[Available data]

= = = =

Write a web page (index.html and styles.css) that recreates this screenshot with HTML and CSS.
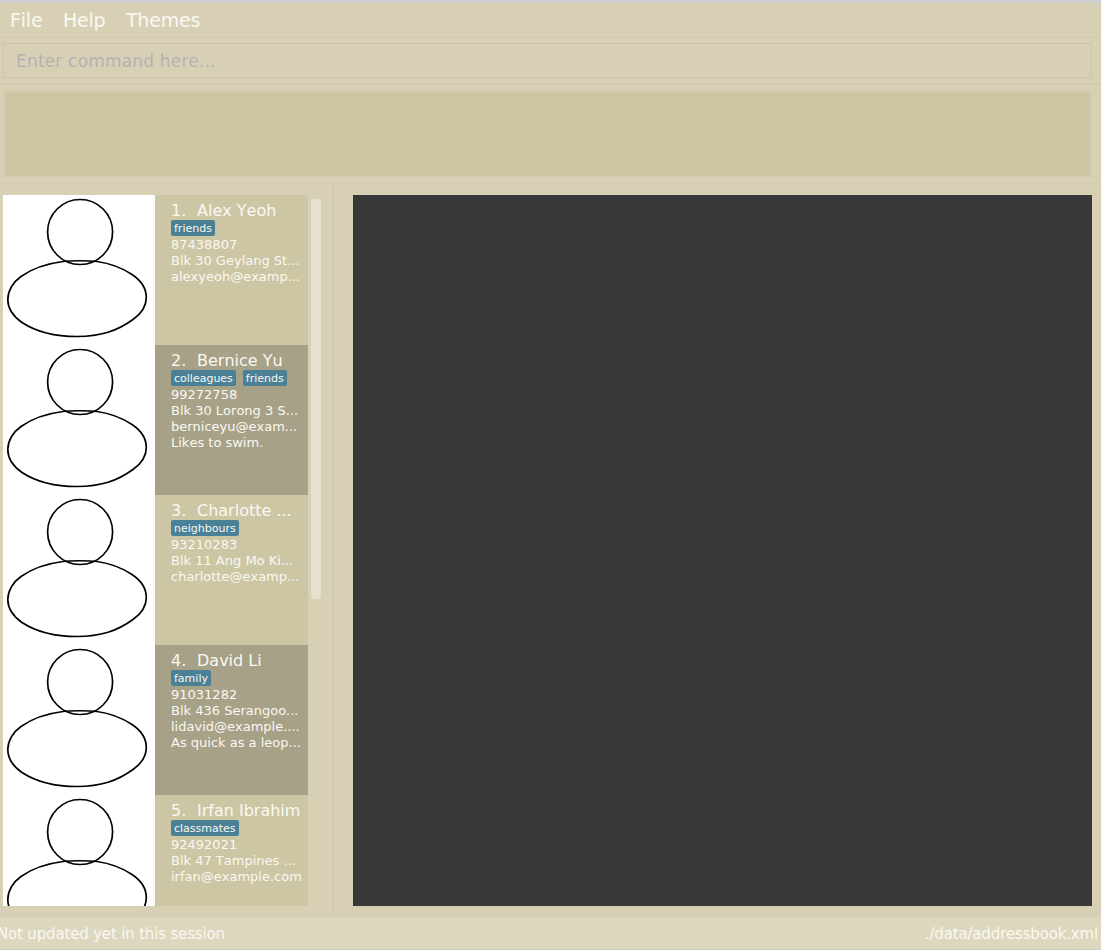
FILE: index.html
```html
<!DOCTYPE html>
<html lang="en">
<head>
<meta charset="utf-8">
<title>Address Book</title>
<link rel="stylesheet" href="styles.css">
</head>
<body>
<svg class="defs" width="0" height="0" aria-hidden="true">
  <symbol id="person" viewBox="0 0 152 150">
    <ellipse cx="77.100" cy="37" rx="32.500" ry="32.500"/>
    <path d="M60 66.500C66 65.500 87 65.500 94 66.500C108 68.500 120 73.500 129 79.500C138 85.500 143.300 94 143.300 102.500C143.300 111 138.500 118.500 130 124.500C114 136 98 141.500 74 141.500C52 141.500 32 136 19 127.500C9 120.500 4.800 113 4.800 104.500C4.800 96 10 87 18 81.500C30 73 44 68.500 60 66.500Z"/>
  </symbol>
</svg>
<div class="window">
  <nav class="menu"><span>File</span><span>Help</span><span>Themes</span></nav>
  <div class="command"><input class="command-input" type="text" placeholder="Enter command here..."></div>
  <div class="result"><div class="result-box"></div></div>
  <main class="content">
    <section class="people">
      <div class="list">
        <article class="person">
          <svg class="avatar"><use href="#person"/></svg>
          <div class="card">
            <h2><span class="num">1.</span><span>Alex Yeoh</span></h2>
            <div class="tags"><span>friends</span></div>
            <p>87438807</p><p>Blk 30 Geylang St...</p><p>alexyeoh@examp...</p>
          </div>
        </article>
        <article class="person">
          <svg class="avatar"><use href="#person"/></svg>
          <div class="card">
            <h2><span class="num">2.</span><span>Bernice Yu</span></h2>
            <div class="tags"><span>colleagues</span><span>friends</span></div>
            <p>99272758</p><p>Blk 30 Lorong 3 S...</p><p>berniceyu@exam...</p><p>Likes to swim.</p>
          </div>
        </article>
        <article class="person">
          <svg class="avatar"><use href="#person"/></svg>
          <div class="card">
            <h2><span class="num">3.</span><span>Charlotte ...</span></h2>
            <div class="tags"><span>neighbours</span></div>
            <p>93210283</p><p>Blk 11 Ang Mo Ki...</p><p>charlotte@examp...</p>
          </div>
        </article>
        <article class="person">
          <svg class="avatar"><use href="#person"/></svg>
          <div class="card">
            <h2><span class="num">4.</span><span>David Li</span></h2>
            <div class="tags"><span>family</span></div>
            <p>91031282</p><p>Blk 436 Serangoo...</p><p>lidavid@example....</p><p>As quick as a leop...</p>
          </div>
        </article>
        <article class="person">
          <svg class="avatar"><use href="#person"/></svg>
          <div class="card">
            <h2><span class="num">5.</span><span>Irfan Ibrahim</span></h2>
            <div class="tags"><span>classmates</span></div>
            <p>92492021</p><p>Blk 47 Tampines ...</p><p>irfan@example.com</p>
          </div>
        </article>
      </div>
      <div class="scrollbar"><div class="thumb"></div></div>
    </section>
    <div class="divider"></div>
    <section class="browser"></section>
  </main>
  <footer class="status"><span>Not updated yet in this session</span><span>./data/addressbook.xml</span></footer>
</div>
</body>
</html>
```
FILE: styles.css
```css
* { box-sizing: border-box; }
body { margin: 0; font-family: "DejaVu Sans", sans-serif; font-kerning: none; color: #faf8f2; }
.defs { display: block; }
.window {
  width: 1101px; height: 950px; overflow: hidden;
  display: flex; flex-direction: column;
  background: #d8d0b4;
  border-top: 3px solid #cecece; border-bottom: 1px solid #cbcbc6;
}
.menu {
  height: 35px; padding-left: 10px; display: flex; gap: 20.5px;
  font-size: 19px; letter-spacing: -0.2px; line-height: 35px; border-bottom: 1px solid #d2caac;
}
.command { height: 47px; padding: 5px 9px 0 3px; border-bottom: 2px solid #d2caac; }
.command-input {
  display: block; width: 100%; height: 35px; padding: 0 12px; border: 1px solid #ccc4a2;
  border-radius: 0; background: transparent; font: 17px "DejaVu Sans", sans-serif; letter-spacing: 0.18px; color: #faf8f2;
}
.command-input::placeholder { color: #b3b3b3; opacity: 1; }
.result { height: 99px; padding: 5px 9px 0 3px; border-bottom: 1px solid #d2caac; }
.result-box { height: 88px; background: #ccc6a4; border: 2px solid #d6cfb3; outline: 1px solid #d3ccae; outline-offset: -1px; }
.content { height: 733px; display: flex; padding-top: 1px; }
.people { width: 333px; height: 721px; padding: 10px 0 0 3px; display: flex; }
.list { width: 305px; overflow: hidden; }
.person { height: 150px; display: flex; }
.avatar { width: 152px; height: 150px; background: #fff; fill: none; stroke: #000; stroke-width: 1.7; }
.card { width: 153px; padding: 7px 0 0 16px; background: #ccc6a4; white-space: nowrap; }
.person:nth-child(even) .card { background: #a7a187; }
.card h2 { margin: 0; font-size: 16px; font-weight: 400; line-height: 18px; display: flex; }
.num { width: 26px; }
.tags { display: flex; gap: 7px; height: 16px; margin-bottom: 1px; }
.tags span { padding: 0 3px; border-radius: 2px; background: #4b8196; font-size: 11px; line-height: 17px; }
.card p { margin: 0; font-size: 13px; line-height: 16px; }
.scrollbar { padding: 4px 0 0 3px; }
.thumb { width: 10px; height: 400px; border-radius: 3px; background: #e6e0d0; }
.divider { width: 1px; height: 731px; background: #ccc4a2; }
.browser { flex: 1; height: 711px; margin: 10px 9px 0 19px; background: #383838; }
.status {
  height: 32px; padding: 0 3px 0 0; display: flex; justify-content: space-between;
  background: #ddd7bd; font-size: 15px; letter-spacing: -0.17px; line-height: 35px;
}
.status span:first-child { margin-left: -3px; }
```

= = = =

[Task requirements] Return, from the data, each line that has the word "this" in it.

[Exercise response]
Write a web page (index.html and styles.css) that recreates this screenshot with HTML and CSS.
  <footer class="status"><span>Not updated yet in this session</span><span>./data/addressbook.xml</span></footer>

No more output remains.